Reprojecting, also called transformation, is a process of converting a geometry's coordinates from one coordinate system to another. Since PostGIS spatial analysis functions can't operate on geometries with different coordinate systems, it's a very important functionality. It's provided by the ST_Transform function.
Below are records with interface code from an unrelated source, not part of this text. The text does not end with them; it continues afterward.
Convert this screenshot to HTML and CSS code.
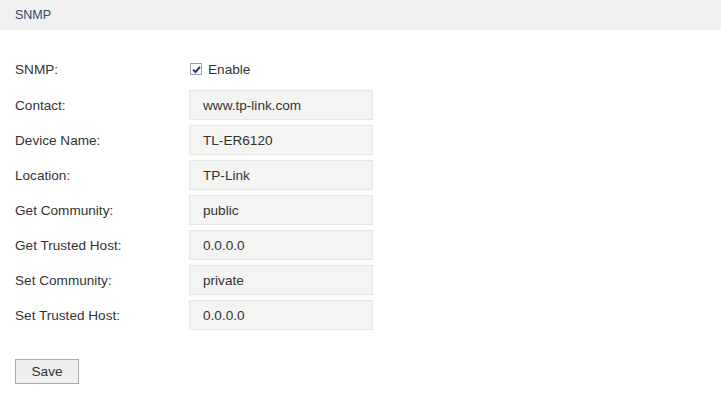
FILE: index.html
```html
<!DOCTYPE html>
<html lang="en">
<head>
    <meta charset="UTF-8">
    <title>SNMP</title>
    <link rel="stylesheet" href="styles.css">
</head>
<body>
    <div class="titulo">SNMP</div>

    <form class="formulario">
        <div class="linha linha-check">
            <label class="rotulo">SNMP:</label>
            <label class="check">
                <span class="caixa">
                    <svg width="9" height="9" viewBox="0 0 9 9"><path d="M1 4.6 L3.5 7 L8 1.8" fill="none" stroke="#1f3f6a" stroke-width="2"/></svg>
                </span>
                Enable
            </label>
        </div>
        <div class="linha">
            <label class="rotulo">Contact:</label>
            <input type="text" class="campo" value="www.tp-link.com">
        </div>
        <div class="linha">
            <label class="rotulo">Device Name:</label>
            <input type="text" class="campo" value="TL-ER6120">
        </div>
        <div class="linha">
            <label class="rotulo">Location:</label>
            <input type="text" class="campo" value="TP-Link">
        </div>
        <div class="linha">
            <label class="rotulo">Get Community:</label>
            <input type="text" class="campo" value="public">
        </div>
        <div class="linha">
            <label class="rotulo">Get Trusted Host:</label>
            <input type="text" class="campo" value="0.0.0.0">
        </div>
        <div class="linha">
            <label class="rotulo">Set Community:</label>
            <input type="text" class="campo" value="private">
        </div>
        <div class="linha">
            <label class="rotulo">Set Trusted Host:</label>
            <input type="text" class="campo" value="0.0.0.0">
        </div>

        <button type="button" class="botao">Save</button>
    </form>
</body>
</html>
```

FILE: styles.css
```css
body {
    font-family: "Liberation Sans", Arial, sans-serif;
    font-size: 13.6px;
    color: #333;
    background-color: #ffffff;
    margin: 0;
}

.titulo {
    height: 30px;
    line-height: 30px;
    padding-left: 15px;
    background-color: #f0f0f0;
    color: #2e4a66;
    font-size: 12.5px;
}

.formulario {
    padding: 24px 15px 0 15px;
}

.linha {
    display: flex;
    align-items: center;
    height: 30px;
    margin-bottom: 5px;
}

.linha-check {
    margin-bottom: 6px;
}

.rotulo {
    width: 174px;
}

.check {
    display: flex;
    align-items: center;
    gap: 6px;
    margin-left: 1px;
}

.caixa {
    display: flex;
    align-items: center;
    justify-content: center;
    width: 10px;
    height: 10px;
    border: 1px solid #a0a0a0;
    background-color: #fff;
}

.campo {
    box-sizing: border-box;
    width: 184px;
    height: 30px;
    padding: 0 13px;
    font-family: inherit;
    font-size: 13.6px;
    color: #333;
    background-color: #f4f4f2;
    border: 1px solid #e6e6e6;
    outline: none;
}

.botao {
    margin-top: 24px;
    width: 64px;
    height: 25px;
    font-family: inherit;
    font-size: 13.6px;
    color: #333;
    background-color: #efefef;
    border: 1px solid #aaa;
    cursor: pointer;
}
```
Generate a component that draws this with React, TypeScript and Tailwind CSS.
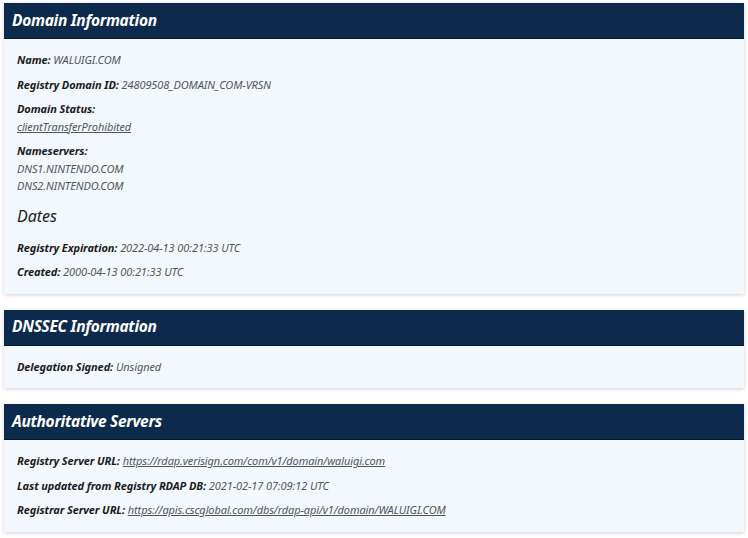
import React from "react";

const font = { fontFamily: '"Noto Sans", "Open Sans", sans-serif' };

const Card = ({ title, children }: { title: string; children: React.ReactNode }) => (
  <section className="bg-[#f2f8fd] shadow-[0_1px_4px_rgba(0,0,0,0.18)]">
    <h2 className="h-[36px] flex items-center px-[8px] bg-[#0c2a4b] border-b border-[#06182b] text-white text-[15.5px] tracking-[-0.3px] font-bold italic">
      {title}
    </h2>
    <div className="px-[13px] pt-[12px] pb-[13px] flex flex-col gap-[7px]">{children}</div>
  </section>
);

const Row = ({ label, children }: { label: string; children?: React.ReactNode }) => (
  <p className="text-[11px] leading-[17.5px] italic tracking-[-0.1px]">
    <span className="font-bold text-[#1c1c1c]">{label}</span>{" "}
    <span className="text-[#555]">{children}</span>
  </p>
);

const Link = ({ href }: { href: string }) => (
  <a href={href} className="underline text-[#555]">
    {href}
  </a>
);

export default function App() {
  return (
    <div className="w-[748px] min-h-[538px] bg-white px-[4px] pt-[3px] flex flex-col gap-[16px]" style={font}>
      <Card title="Domain Information">
        <Row label="Name:">WALUIGI.COM</Row>
        <Row label="Registry Domain ID:">24809508_DOMAIN_COM-VRSN</Row>
        <div className="text-[11px] leading-[17.5px] italic tracking-[-0.1px]">
          <div className="font-bold text-[#1c1c1c]">Domain Status:</div>
          <a href="#" className="underline text-[#555]">clientTransferProhibited</a>
        </div>
        <div className="text-[11px] leading-[17.5px] italic tracking-[-0.1px]">
          <div className="font-bold text-[#1c1c1c]">Nameservers:</div>
          <div className="text-[#555]">DNS1.NINTENDO.COM</div>
          <div className="text-[#555]">DNS2.NINTENDO.COM</div>
        </div>
        <h3 className="mt-[3px] mb-[5px] text-[16px] leading-[22px] italic text-[#1c1c1c]">Dates</h3>
        <Row label="Registry Expiration:">2022-04-13 00:21:33 UTC</Row>
        <Row label="Created:">2000-04-13 00:21:33 UTC</Row>
      </Card>
      <Card title="DNSSEC Information">
        <Row label="Delegation Signed:">Unsigned</Row>
      </Card>
      <Card title="Authoritative Servers">
        <Row label="Registry Server URL:">
          <Link href="https://rdap.verisign.com/com/v1/domain/waluigi.com" />
        </Row>
        <Row label="Last updated from Registry RDAP DB:">2021-02-17 07:09:12 UTC</Row>
        <Row label="Registrar Server URL:">
          <Link href="https://apis.cscglobal.com/dbs/rdap-api/v1/domain/WALUIGI.COM" />
        </Row>
      </Card>
    </div>
  );
}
ST_Transform accepts two arguments: the input geometry and the target SRID. For example, to transform the coordinates of a point feature (city center) to latitude-longitude, we write the following:

SELECT ST_AsText(ST_Transform(wkb_geometry,4326)) FROM points WHERE osm_id = '253525668'; 

st_astext
POINT(18.5419933 50.0955793)

While ST_Transform can be used on the fly, it's computationally expensive and can cause a complex query to run very slowly. If it's necessary to run a spatial analysis using tables with different SRIDs, it's will be wise to create a materialized view with geometries reprojected beforehand:

CREATE MATERIALIZED VIEW boundaries_3857 AS SELECT ogc_fid, name, boundary, admin_level, ST_Transform(wkb_geometry,3857) AS wkb_geometry FROM multipolygons WHERE boundary='administrative'; 

This will create a materialized view containing a subset of the multipolygons table (administrative boundaries) with their geometries reprojected into the web mercator coordinate system, which has an SRID of 3857.

For efficient querying, this materialized view should also have a spatial index:

CREATE INDEX boundaries_3857_sidx ON boundaries_3857 USING GIST(wkb_geometry); 

Now, any spatial queries with features in the EPSG:3857 coordinate system will run as smoothly as possible.

Geometries can also be reprojected in place, for example:

UPDATE multilinestrings SET wkb_geometry = ST_Transform(wkb_geometry,3857); 

But this will fail if a geometry column has a typmod indicating the only possible SRID, which is true in our case, and the query will result in an error:

Geometry SRID (3857) does not match column SRID (32633) 

To work around this, a typmod can be removed with an ALTER COLUMN statement:

ALTER TABLE multilinestrings ALTER COLUMN wkb_geometry SET DATA TYPE geometry; 

Beware, though - this will remove the protection from accidentally inserting a geometry in another SRID into the table.